• [Recorded data]
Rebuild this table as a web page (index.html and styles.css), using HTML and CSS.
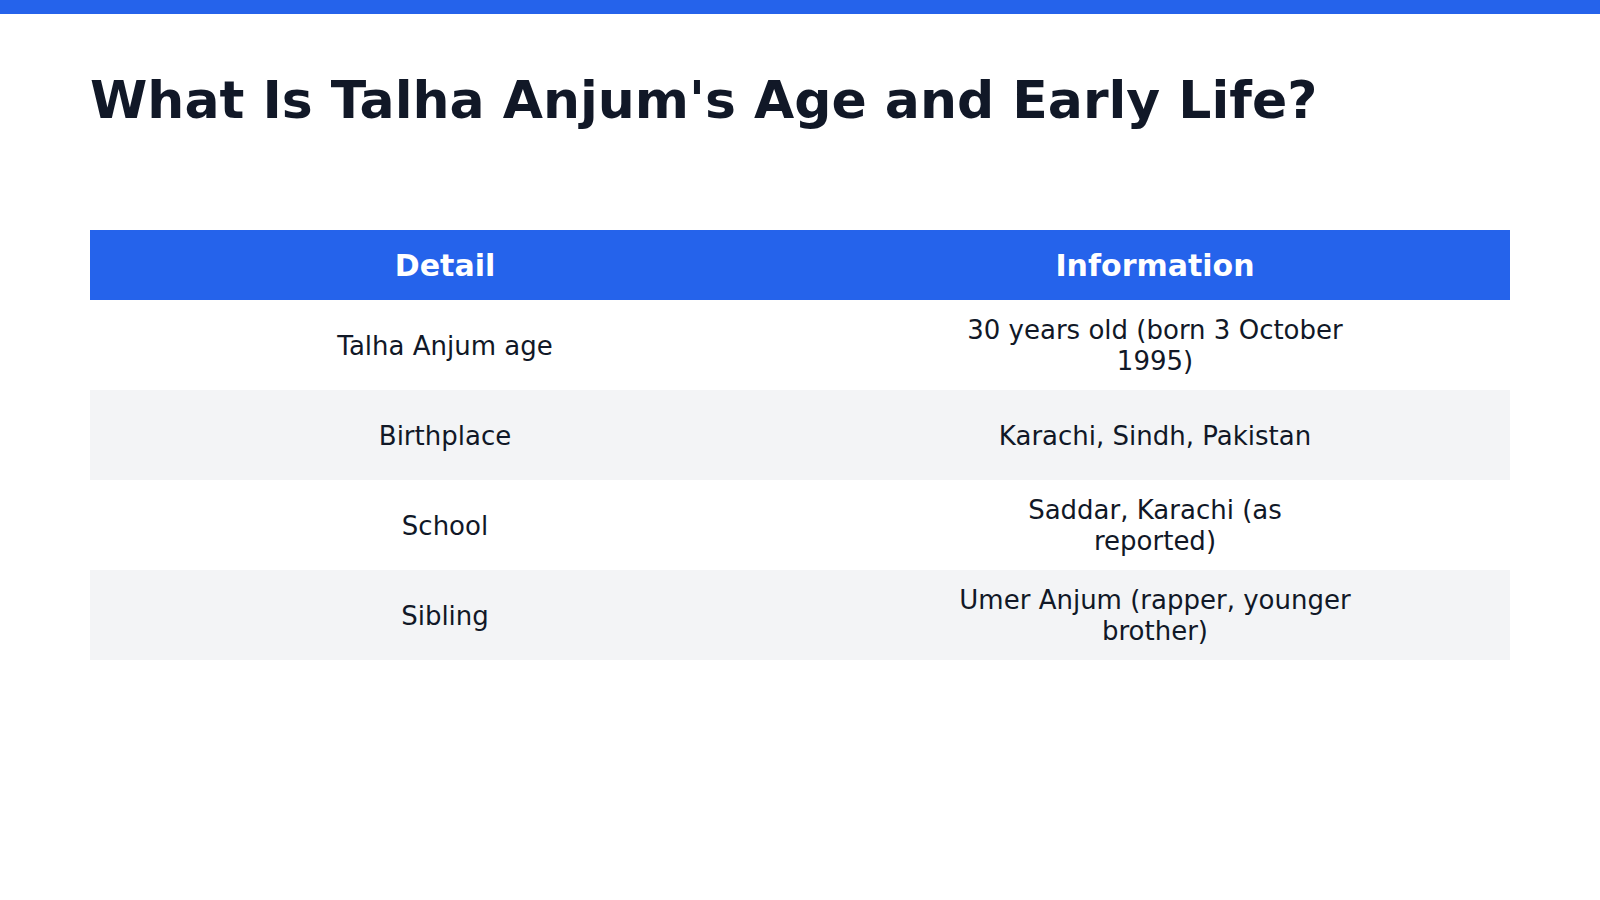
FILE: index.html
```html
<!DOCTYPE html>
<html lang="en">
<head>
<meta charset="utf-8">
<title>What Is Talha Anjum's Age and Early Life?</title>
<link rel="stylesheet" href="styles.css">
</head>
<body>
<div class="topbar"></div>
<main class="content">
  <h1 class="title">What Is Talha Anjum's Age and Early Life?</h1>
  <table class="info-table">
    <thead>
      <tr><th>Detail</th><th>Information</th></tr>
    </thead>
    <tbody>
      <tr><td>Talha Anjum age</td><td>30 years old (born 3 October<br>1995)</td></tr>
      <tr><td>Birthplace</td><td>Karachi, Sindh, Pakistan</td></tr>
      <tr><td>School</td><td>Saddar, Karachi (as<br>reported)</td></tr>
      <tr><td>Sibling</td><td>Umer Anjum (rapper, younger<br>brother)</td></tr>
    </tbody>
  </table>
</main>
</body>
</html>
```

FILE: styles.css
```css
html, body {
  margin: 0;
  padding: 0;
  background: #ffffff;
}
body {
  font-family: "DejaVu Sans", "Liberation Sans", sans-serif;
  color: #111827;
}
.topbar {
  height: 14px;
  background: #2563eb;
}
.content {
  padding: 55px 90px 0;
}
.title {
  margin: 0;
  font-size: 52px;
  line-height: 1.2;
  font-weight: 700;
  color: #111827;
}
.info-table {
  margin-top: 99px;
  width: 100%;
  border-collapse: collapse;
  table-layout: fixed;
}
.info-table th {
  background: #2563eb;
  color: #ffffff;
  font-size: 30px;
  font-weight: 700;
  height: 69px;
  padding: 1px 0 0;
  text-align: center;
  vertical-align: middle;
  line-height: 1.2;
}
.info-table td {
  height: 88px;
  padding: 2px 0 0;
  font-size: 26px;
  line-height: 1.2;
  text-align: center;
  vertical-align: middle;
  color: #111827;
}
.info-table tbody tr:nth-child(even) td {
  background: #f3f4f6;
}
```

• [Set problem]
Copy every line of the data exactly as written, excluding the pictures.

• [Reply to the exercise]
Rebuild this table as a web page (index.html and styles.css), using HTML and CSS.
FILE: index.html
```html
<!DOCTYPE html>
<html lang="en">
<head>
<meta charset="utf-8">
<title>What Is Talha Anjum's Age and Early Life?</title>
<link rel="stylesheet" href="styles.css">
</head>
<body>
<div class="topbar"></div>
<main class="content">
  <h1 class="title">What Is Talha Anjum's Age and Early Life?</h1>
  <table class="info-table">
    <thead>
      <tr><th>Detail</th><th>Information</th></tr>
    </thead>
    <tbody>
      <tr><td>Talha Anjum age</td><td>30 years old (born 3 October<br>1995)</td></tr>
      <tr><td>Birthplace</td><td>Karachi, Sindh, Pakistan</td></tr>
      <tr><td>School</td><td>Saddar, Karachi (as<br>reported)</td></tr>
      <tr><td>Sibling</td><td>Umer Anjum (rapper, younger<br>brother)</td></tr>
    </tbody>
  </table>
</main>
</body>
</html>
```

FILE: styles.css
```css
html, body {
  margin: 0;
  padding: 0;
  background: #ffffff;
}
body {
  font-family: "DejaVu Sans", "Liberation Sans", sans-serif;
  color: #111827;
}
.topbar {
  height: 14px;
  background: #2563eb;
}
.content {
  padding: 55px 90px 0;
}
.title {
  margin: 0;
  font-size: 52px;
  line-height: 1.2;
  font-weight: 700;
  color: #111827;
}
.info-table {
  margin-top: 99px;
  width: 100%;
  border-collapse: collapse;
  table-layout: fixed;
}
.info-table th {
  background: #2563eb;
  color: #ffffff;
  font-size: 30px;
  font-weight: 700;
  height: 69px;
  padding: 1px 0 0;
  text-align: center;
  vertical-align: middle;
  line-height: 1.2;
}
.info-table td {
  height: 88px;
  padding: 2px 0 0;
  font-size: 26px;
  line-height: 1.2;
  text-align: center;
  vertical-align: middle;
  color: #111827;
}
.info-table tbody tr:nth-child(even) td {
  background: #f3f4f6;
}
```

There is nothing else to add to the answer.